GET /ocr/convert/features
Accept: application/hal+json

Response

{
    async: [
        {
            _links: {
                convert: {
                    href: "/ocr/recognition/"
                }
            },
            sourceMimeType: "application/pdf",
            destinationMimeType: "text/plain"
        },
        {
            _links: {
                convert: {
                    "href": "/ocr/recognition/"
                }
            },
            sourceMimeType: "application/pdf",
            destinationMimeType: "text/html;format=hocr"
        },
        {
            _links: {
                convert: {
                    href: "/ocr/recognition/"
                }
            },
            sourceMimeType: "image/png",
            destinationMimeType: "text/plain"
        },
         .....
    ]
}

Performing OCR

Once you have determined the required interface as described in the section Determining the available interfaces and formats, you can begin OCR.

To do so, you first create a job in the OCR app by executing an HTTP POST request for the determined interface. You can specify your desired target format in the Accept header.

Request

POST /ocr/recognition
Accept: text/plain
{
   sourceMimeType: "application/pdf",
   callbackUri: "/my-app/callback",
   languageCodes: [
      "deu",
      "eng"
   ],
   appKey: "my-custom-app-key"
}

Notes on the properties

Property	Type	Description	Required
sourceMimeType	string	Mime type for the file to be processed. You can find the supported formats in the section Supported formats.	Yes
callbackUri	string	Specifies the URI that is called when OCR is completed.	No
languageCodes	string	Specifies the languages to be used for recognition by the OCR module. At present, German (deu) and English (eng) are supported. If you do not make an entry for the parameter, both languages are used.	No
appKey	string	Key required to use the interface. If you do not have an app key yet, contact d.velop support.	Yes

After you execute the request shown above, you receive the following response.

Response

{
    "_links": {
        "self": {
            "href": "/ocr/recognition/my-job-id/"
        },
        "upload": {
            "href": "https://presigned-upload-url"
        }
    },
    "jobId": "my-job-id",
    "sourceMimeType": "application/pdf",
    "status": 0,
}

Notes on the properties

Property	Description
_links.upload	Upload URL for uploading the file for which OCR is to be performed.
jobId	Unique identifier for the created job.
status	Status of the job. A breakdown of the possible statuses is shown in the section Description of the available job statuses and page statuses.

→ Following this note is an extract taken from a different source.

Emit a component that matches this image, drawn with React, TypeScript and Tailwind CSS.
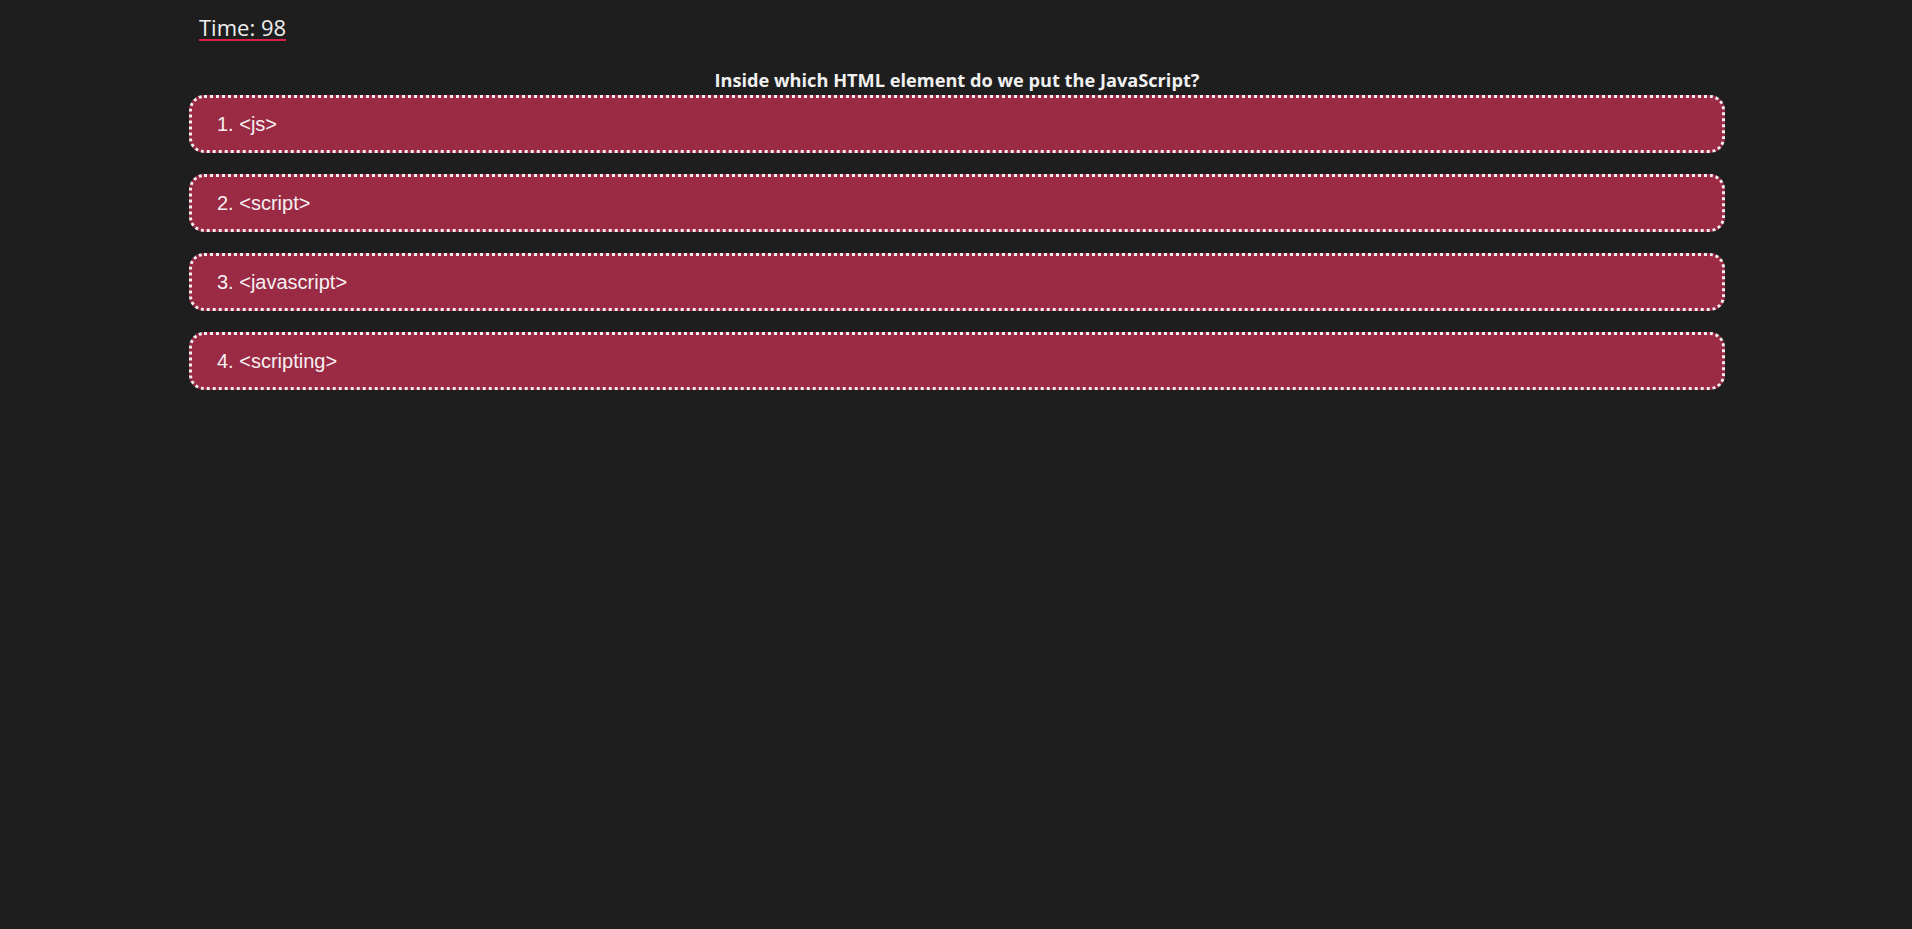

After you successfully create a job, you must then upload your source file in the OCR app by executing an HTTP PUT request for the route provided under the upload link relation:

Request

PUT https://presigned-upload-url
Content-Type application/pdf

<Binary-Content>

After the file is successfully uploaded, OCR begins. Your app is notified through the entered callbackUri when recognition is complete. If you did not specify a callback URL while creating the job, you can retrieve the job with the URL provided in the self link relation. In both cases, you receive the following JSON:

Response

{
    _links: {
        self: {
            href: "/ocr/recognition/my-job-id"
        }
    },
    jobId: "my-job-id",
    sourceMimeType: "application/pdf",
    status: 2,
    message: "",
    pageResults: [
        {
            _links: {
                outputfile: {
                    "href": "https://presigned-outputfile-url"
                }
            },
            index: 0,
            status: 2,
            message: ""
        }
    ]
}

Notes on the properties

Property	Description
jobId	Unique identifier for the job.
status	Status of the job. All the possible statuses are described in the section Description of the available job statuses and page statuses.
pageResults	List of the results for each page.
pageResults._links.outputfile	URL for downloading the respective page results.
pageResults.index	The page index.
pageResults.status	The page processing status. All the possible statuses are described in the section Description of the available job statuses and page statuses.
pageResults.message	Error message for the event that an error occurs during recognition.

Description of the available job statuses and page statuses

Job status

Status	Name	Description
0	WaitingForFile	The job was created successfully. The system is waiting for the source file to be uploaded so that recognition can begin.
1	InProgress	Processing is in progress.
2	Finished	Processing was performed successfully.
3	Error	An error occurred during processing.
4	PartialSuccess	Only part of the pages provided in the source file could be processed successfully.

Page status

Status	Name	Description
2	Finished	Page recognition was performed successfully.
3	Error	Error occurred during page recognition.